* **Exercise task**:
Find every line in the records below that holds the word "index", and copy it out.

Lines of data
** BEGIN **
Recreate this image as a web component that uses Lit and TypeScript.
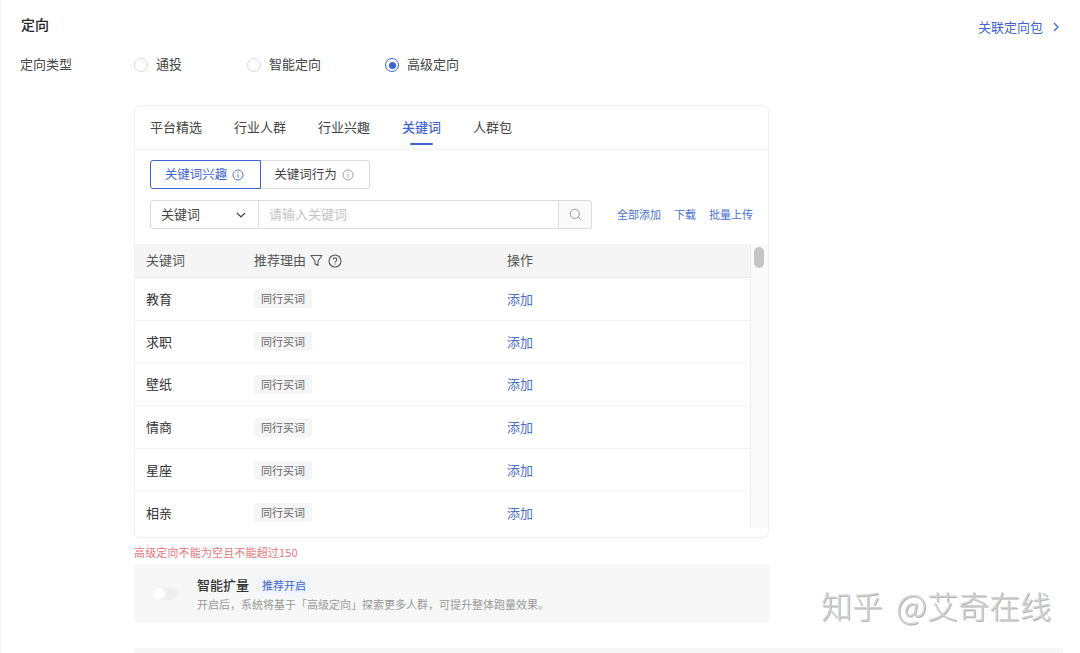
import { LitElement, html, css, svg } from "lit";
import { customElement } from "lit/decorators.js";

const info = (c: string) => html`<svg class="ic" width="12" height="12" viewBox="0 0 12 12" fill="none" stroke=${c} stroke-width="0.9"><circle cx="6" cy="6" r="5"/><path d="M6 5.2v3.4M6 3.2v1"/></svg>`;
const chevron = svg`<path d="M1 1l4 4-4 4" fill="none" stroke="currentColor" stroke-width="1.3"/>`;

@customElement("app-root")
export class AppRoot extends LitElement {
  static styles = css`
    :host { display: block; width: 1080px; height: 653px; position: relative; overflow: hidden; background: #fff; color: #333;
      font-family: "Noto Sans CJK SC", "Liberation Sans", sans-serif; font-size: 13px; }
    .page { height: 653px; box-sizing: border-box; padding: 14px 17px 0 20px; box-shadow: inset 1px 0 0 #f6f6f6; }
    .head { display: flex; justify-content: space-between; height: 20px; }
    .title { font-size: 14px; font-weight: 500; line-height: 20px; color: #222; padding-left: 1px; }
    .assoc { display: flex; align-items: center; gap: 8px; color: #3f66d0; line-height: 20px; position: relative; top: 3px; padding-right: 4px; }
    .assoc svg { margin-left: 2px; }
    .type { display: flex; margin-top: 20px; height: 20px; line-height: 20px; }
    .lbl { width: 114px; color: #444; }
    .radio { display: flex; align-items: center; gap: 8px; color: #444; }
    .dot { width: 12px; height: 12px; border: 1px solid #d9d9d9; border-radius: 50%; background: #fff; box-sizing: content-box; position: relative; top: 1px; }
    .dot.on { border-color: #3f66d0; }
    .dot.on::after { content: ""; position: absolute; inset: 2.5px; border-radius: 50%; background: #3f66d0; }
    .r1 { width: 113px; }
    .r2 { width: 138px; }
    .card { margin: 31px 0 0 114px; width: 633px; height: 431px; border: 1px solid #f0f0f0; border-radius: 6px; display: flex; flex-direction: column; overflow: hidden; }
    .tabs { display: flex; gap: 32px; height: 43px; padding: 0 15px; border-bottom: 1px solid #f2f2f2; line-height: 42px; flex: none; color: #444; }
    .tab { position: relative; }
    .tab.on { color: #3f66d0; font-weight: 500; }
    .tab.on::after { content: ""; position: absolute; left: 8px; right: 8px; bottom: 4px; height: 2px; border-radius: 1px; background: #3f66d0; }
    .seg { display: flex; margin: 10px 0 0 15px; height: 29px; flex: none; font-size: 12.5px; }
    .seg div { display: flex; align-items: center; justify-content: center; gap: 5px; box-sizing: border-box; border: 1px solid #dcdcdc; height: 29px; padding: 0 2px 2px 0; }
    .seg svg { position: relative; top: 1px; }
    .s1 { width: 111px; border-color: #3f66d0 !important; border-radius: 3px 0 0 3px; color: #3f66d0; }
    .s2 { width: 109px; border-left: 0 !important; border-radius: 0 3px 3px 0; color: #444; }
    .search { display: flex; align-items: center; margin: 11px 15px 0 15px; height: 29px; flex: none; }
    .select { width: 109px; height: 29px; box-sizing: border-box; border: 1px solid #dcdcdc; border-radius: 3px 0 0 3px; display: flex; align-items: center; justify-content: space-between; padding: 0 12px 2px 10px; color: #444; }
    .select svg { position: relative; top: 1px; }
    .input { width: 300px; height: 29px; box-sizing: border-box; border: 1px solid #dcdcdc; border-left: 0; padding-left: 10px; line-height: 25px; color: #c4c4c4; }
    .sbtn { width: 33px; height: 29px; box-sizing: border-box; border: 1px solid #dcdcdc; border-left: 0; border-radius: 0 3px 3px 0; background: #fafafa; display: flex; align-items: center; justify-content: center; }
    .links { margin-left: auto; display: flex; gap: 13px; font-size: 11px; color: #4a6fd6; padding-bottom: 2px; }
    .tablewrap { display: flex; margin-top: 15px; height: 284px; flex: none; overflow: hidden; }
    .table { width: 615px; flex: none; overflow: hidden; }
    .row { display: grid; grid-template-columns: 108px 253px 1fr; align-items: center; height: 42.8px; box-sizing: border-box; padding: 0 0 0 11px; border-bottom: 1px solid #f4f4f4; }
    .row.h { height: 34px; padding-bottom: 2px; background: #f5f5f5; border-bottom: 1px solid #e9e9e9; color: #555; }
    .hc { display: flex; align-items: center; gap: 4px; }
    .hc svg { position: relative; top: 1px; }
    .hc svg + svg { margin-left: 1px; }
    .tag { justify-self: start; font-size: 11px; color: #666; background: #f5f5f5; border-radius: 3px; padding: 0 7px; height: 19px; line-height: 18px; }
    .add { color: #4a6fc9; padding-bottom: 1px; }
    .cell { padding-bottom: 1px; }
    .track { flex: 1; border-left: 1px solid #ececec; background: #fafafa; padding: 3px 0 0 3px; box-sizing: border-box; }
    .thumb { width: 10px; height: 21px; border-radius: 5px; background: #c4c4c4; }
    .err { margin: 6px 0 0 114px; font-size: 11px; line-height: 16px; color: #e8767a; letter-spacing: .15px; }
    .panel { margin: 4px 0 0 114px; width: 636px; height: 59px; box-sizing: border-box; background: #f7f7f7; border-radius: 4px; display: flex; align-items: center; padding-left: 20px; }
    .switch { width: 24px; height: 13px; border-radius: 7px; background: #efefef; position: relative; flex: none; margin-right: 19px; }
    .switch::after { content: ""; position: absolute; left: 0; top: 1px; width: 11px; height: 11px; border-radius: 50%; background: #fff; }
    .pt { display: flex; align-items: center; gap: 8px; line-height: 20px; color: #333; font-weight: 500; }
    .badge { font-size: 11px; font-weight: 400; color: #3f66d0; background: #eef3fd; border-radius: 3px; padding: 0 5px; line-height: 18px; }
    .ps { font-size: 11px; line-height: 16px; color: #999; margin-top: 1px; }
    .strip { margin: 25px 0 0 114px; width: 929px; height: 5px; background: #f7f7f7; }
    .wm { position: absolute; left: 821px; top: 584px; font-size: 31px; line-height: 42px; white-space: pre; color: #d2d2d2; font-weight: 300; text-shadow: 1px 1px 0 #b4b4b4; font-family: "Noto Sans CJK SC", sans-serif; display: flex; }
    .wm .at { margin: 0 0 0 13px; font-size: 34px; }
  `;

  render() {
    const rows = ["教育", "求职", "壁纸", "情商", "星座", "相亲"];
    return html`
      <div class="page">
        <div class="head">
          <div class="title">定向</div>
          <div class="assoc">关联定向包<svg width="6" height="10" viewBox="0 0 6 10">${chevron}</svg></div>
        </div>
        <div class="type">
          <div class="lbl">定向类型</div>
          <div class="radio r1"><span class="dot"></span>通投</div>
          <div class="radio r2"><span class="dot"></span>智能定向</div>
          <div class="radio"><span class="dot on"></span>高级定向</div>
        </div>
        <div class="card">
          <div class="tabs">
            <div class="tab">平台精选</div><div class="tab">行业人群</div><div class="tab">行业兴趣</div>
            <div class="tab on">关键词</div><div class="tab">人群包</div>
          </div>
          <div class="seg">
            <div class="s1">关键词兴趣 ${info("#3f66d0")}</div>
            <div class="s2">关键词行为 ${info("#999")}</div>
          </div>
          <div class="search">
            <div class="select">关键词<svg width="10" height="6" viewBox="0 0 10 6"><path d="M1 1l4 4 4-4" fill="none" stroke="#444" stroke-width="1.2"/></svg></div>
            <div class="input">请输入关键词</div>
            <div class="sbtn"><svg width="13" height="13" viewBox="0 0 13 13" fill="none" stroke="#999" stroke-width="1"><circle cx="5.8" cy="5.8" r="4.6"/><path d="M9.2 9.2l2.8 2.8"/></svg></div>
            <div class="links"><span>全部添加</span><span>下载</span><span>批量上传</span></div>
          </div>
          <div class="tablewrap">
            <div class="table">
              <div class="row h">
                <div>关键词</div>
                <div class="hc">推荐理由
                  <svg width="13" height="13" viewBox="0 0 13 13" fill="none" stroke="#555" stroke-width="1.1"><path d="M1 1.5h11L8 7v4.5L5 10V7z" stroke-linejoin="round"/></svg>
                  <svg width="14" height="14" viewBox="0 0 14 14" fill="none" stroke="#555" stroke-width="1.1"><circle cx="7" cy="7" r="6"/><path d="M5.2 5.6a1.8 1.8 0 1 1 2.7 1.6c-.6.3-.9.7-.9 1.3M7 9.6v1"/></svg>
                </div>
                <div>操作</div>
              </div>
              ${rows.map((r) => html`<div class="row"><div class="cell">${r}</div><div class="tag">同行买词</div><div class="add">添加</div></div>`)}
            </div>
            <div class="track"><div class="thumb"></div></div>
          </div>
        </div>
        <div class="err">高级定向不能为空且不能超过150</div>
        <div class="panel">
          <div class="switch"></div>
          <div>
            <div class="pt">智能扩量<span class="badge">推荐开启</span></div>
            <div class="ps">开启后，系统将基于「高级定向」探索更多人群，可提升整体跑量效果。</div>
          </div>
        </div>
        <div class="strip"></div>
      </div>
      <div class="wm"><span>知乎</span><span class="at">@</span><span>艾奇在线</span></div>
    `;
  }
}
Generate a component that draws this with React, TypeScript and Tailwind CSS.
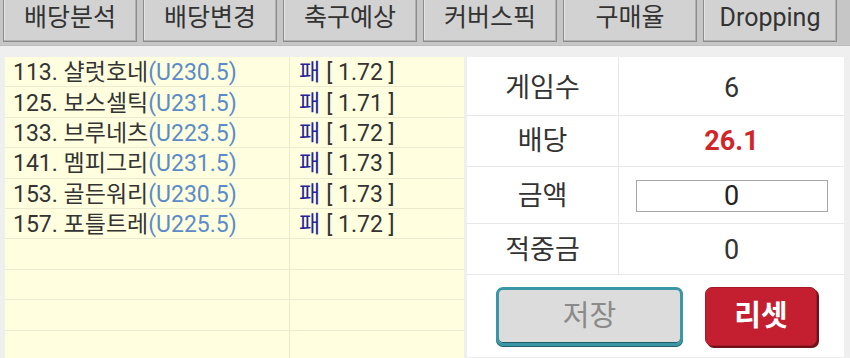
import React from 'react';

const tabs = ['배당분석', '배당변경', '축구예상', '커버스픽', '구매율', 'Dropping'];

const picks = [
  { no: '113', name: '샬럿호네', line: 'U230.5', odds: '1.72' },
  { no: '125', name: '보스셀틱', line: 'U231.5', odds: '1.71' },
  { no: '133', name: '브루네츠', line: 'U223.5', odds: '1.72' },
  { no: '141', name: '멤피그리', line: 'U231.5', odds: '1.73' },
  { no: '153', name: '골든워리', line: 'U230.5', odds: '1.73' },
  { no: '157', name: '포틀트레', line: 'U225.5', odds: '1.72' },
];

const font = { fontFamily: 'Roboto, "Noto Sans CJK KR", sans-serif' };

export default function App() {
  // 빈 줄까지 10줄 채우기
  const rows = [...picks, null, null, null, null];

  return (
    <div className="w-[850px] h-[358px] overflow-hidden bg-[#efefef] text-[#333]" style={font}>
      {/* 상단 탭 */}
      <div className="h-[46px] bg-[#c6c6c6] flex gap-[6px] pl-[3px] border-b border-[#bdbdbd]">
        {tabs.map((t) => (
          <div
            key={t}
            className="w-[134px] h-[42px] bg-[#d2d2d2] border border-t-0 border-[#8c8c8c] shadow-[inset_-1px_-1px_0_#b0b0b0,inset_1px_0_0_#e4e4e4] flex items-center justify-center text-[25px] text-[#333] pb-[5px]"
          >
            {t}
          </div>
        ))}
      </div>

      <div className="flex gap-[3px] pl-[5px] pt-[11px]">
        {/* 선택 경기 목록 */}
        <div className="w-[459px] bg-[#ffffe0]">
          {rows.map((r, i) => (
            <div key={i} className="h-[30.4px] flex border-b border-[#ecebd2]">
              <div className="w-[285px] border-r border-[#ecebd2] flex items-center pl-[8px] pt-[2px] text-[23px] leading-none whitespace-nowrap">
                {r && (
                  <>
                    <span>{r.no}. {r.name}</span>
                    <span className="text-[#5b8cc8]">({r.line})</span>
                  </>
                )}
              </div>
              <div className="flex-1 flex items-center pl-[9px] pt-[2px] text-[23px] leading-none whitespace-nowrap">
                {r && (
                  <>
                    <span className="text-[#23239a]">패</span>
                    <span className="ml-[6px]">[ {r.odds} ]</span>
                  </>
                )}
              </div>
            </div>
          ))}
        </div>

        {/* 요약 */}
        <div className="w-[377px] h-[300px] bg-white">
          <div className="h-[59px] flex border-b border-[#e8e8e8]">
            <div className="w-[152px] border-r border-[#e8e8e8] flex items-center justify-center text-[27px] pt-[5px]">게임수</div>
            <div className="flex-1 flex items-center justify-center text-[27px] pt-[5px]">6</div>
          </div>
          <div className="h-[51px] flex border-b border-[#e8e8e8]">
            <div className="w-[152px] border-r border-[#e8e8e8] flex items-center justify-center text-[27px]">배당</div>
            <div className="flex-1 flex items-center justify-center text-[27px] font-bold text-[#d0262b]">26.1</div>
          </div>
          <div className="h-[57px] flex border-b border-[#e8e8e8]">
            <div className="w-[152px] border-r border-[#e8e8e8] flex items-center justify-center text-[27px] pt-[3px]">금액</div>
            <div className="flex-1 flex items-center justify-center pt-[2px]">
              <div className="w-[192px] h-[32px] border border-[#a6a6a6] flex items-center justify-center text-[27px] text-[#222]">0</div>
            </div>
          </div>
          <div className="h-[51px] flex border-b border-[#e8e8e8]">
            <div className="w-[152px] border-r border-[#e8e8e8] flex items-center justify-center text-[27px] pt-[2px]">적중금</div>
            <div className="flex-1 flex items-center justify-center text-[27px] pt-[2px]">0</div>
          </div>
          <div className="flex pl-[29px] pt-[12px] gap-[22px]">
            <button className="w-[187px] h-[59px] rounded-[7px] bg-[#dcdcdc] border-[3px] border-[#3b97a6] shadow-[inset_0_-1px_0_#1f5f68,0_1px_0_#1f5f68] text-[29px] text-[#8a8a8a]">
              저장
            </button>
            <button className="w-[112px] h-[59px] rounded-[7px] bg-[#c41f30] border border-[#a51a28] shadow-[2px_2px_0_#6e1119] text-[29px] font-bold text-white">
              리셋
            </button>
          </div>
        </div>
      </div>
    </div>
  );
}
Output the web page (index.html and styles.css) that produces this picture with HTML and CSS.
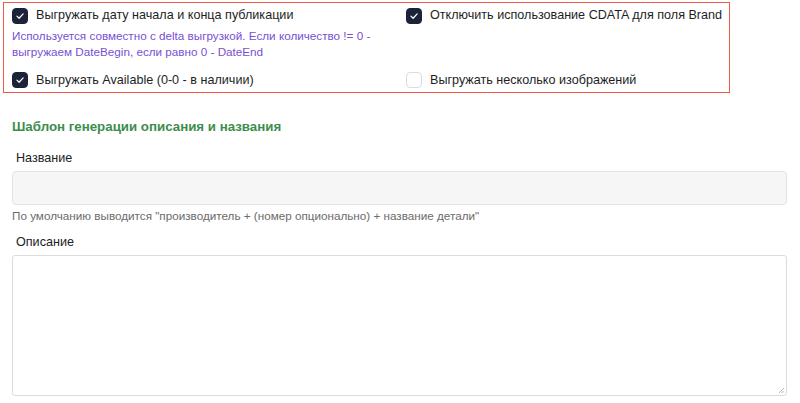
FILE: index.html
```html
<!DOCTYPE html>
<html lang="ru">
<head>
<meta charset="utf-8">
<link rel="stylesheet" href="styles.css">
</head>
<body>
<div class="page">
  <div class="options">
    <div class="col">
      <label class="check"><span class="box on"><svg viewBox="0 0 16 16"><path d="M4.5 8.2 L7 10.6 L11.6 5.6" /></svg></span>Выгружать дату начала и конца публикации</label>
      <p class="hint">Используется совместно с delta выгрузкой. Если количество != 0 - выгружаем DateBegin, если равно 0 - DateEnd</p>
      <label class="check bottom"><span class="box on"><svg viewBox="0 0 16 16"><path d="M4.5 8.2 L7 10.6 L11.6 5.6" /></svg></span>Выгружать Available (0-0 - в наличии)</label>
    </div>
    <div class="col">
      <label class="check"><span class="box on"><svg viewBox="0 0 16 16"><path d="M4.5 8.2 L7 10.6 L11.6 5.6" /></svg></span>Отключить использование CDATA для поля Brand</label>
      <div class="spacer"></div>
      <label class="check bottom"><span class="box"></span>Выгружать несколько изображений</label>
    </div>
  </div>

  <h3 class="section">Шаблон генерации описания и названия</h3>

  <div class="field">
    <div class="label">Название</div>
    <div class="input"></div>
    <div class="help">По умолчанию выводится "производитель + (номер опционально) + название детали"</div>
  </div>

  <div class="field">
    <div class="label">Описание</div>
    <div class="textarea"><svg class="grip" viewBox="0 0 8 8"><path d="M7 2 L2 7 M7 4.5 L4.5 7 M7 6.5 L6.5 7"/></svg></div>
  </div>
</div>
</body>
</html>
```

FILE: styles.css
```css
* { box-sizing: border-box; }
html, body { margin: 0; padding: 0; background: #fff; }
body {
  font-family: "Liberation Sans", Arial, sans-serif;
  color: #1f1f1f;
  font-size: 13px;
}
.page {
  padding: 2px 13px 0 3px;
}
.options {
  width: 727px;
  border: 1px solid #ee5a45;
  display: grid;
  grid-template-columns: 394px 1fr;
  padding: 4px 8px 3px 8px;
}
.col {
  display: flex;
  flex-direction: column;
}
.check {
  display: flex;
  align-items: center;
  height: 17px;
  font-size: 12.6px;
  color: #1e1e1e;
  line-height: 17px;
  white-space: nowrap;
}
.box {
  width: 16px;
  height: 16px;
  border-radius: 4px;
  border: 1px solid #d8dbe0;
  background: #fff;
  margin-right: 8px;
  flex: none;
  display: flex;
}
.box.on {
  background: #1c2238;
  border-color: #1c2238;
}
.box svg {
  width: 14px;
  height: 14px;
  fill: none;
  stroke: #fff;
  stroke-width: 1.4;
  stroke-linecap: round;
  stroke-linejoin: round;
}
.hint {
  margin: 4px 0 0 0;
  max-width: 372px;
  font-size: 11.7px;
  line-height: 16px;
  color: #7a4fd4;
}
.spacer { flex: 1; }
.check.bottom { margin-top: 11.5px; }
.section {
  margin: 25px 0 0 9px;
  font-size: 13.3px;
  font-weight: bold;
  color: #3d8d4d;
  line-height: 18px;
}
.field {
  margin-left: 9px;
}
.label {
  margin: 14px 0 0 4px;
  font-size: 12.6px;
  line-height: 16px;
  color: #222;
}
.input {
  margin-top: 5px;
  height: 34px;
  background: #f6f6f6;
  border: 1px solid #e2e2e2;
  border-radius: 4px;
}
.help {
  margin-top: 4px;
  font-size: 11.7px;
  line-height: 14px;
  color: #6b6b6b;
}
.field + .field .label { margin-top: 11px; }
.textarea {
  margin-top: 5px;
  height: 141px;
  background: #fff;
  border: 1px solid #dcdcdc;
  border-radius: 3px;
  position: relative;
}
.grip {
  position: absolute;
  right: 1px;
  bottom: 1px;
  width: 8px;
  height: 8px;
  stroke: #a8a8a8;
  stroke-width: 0.8;
  fill: none;
}
```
** END **
* **The response**:
Output the web page (index.html and styles.css) that produces this picture with HTML and CSS.
FILE: index.html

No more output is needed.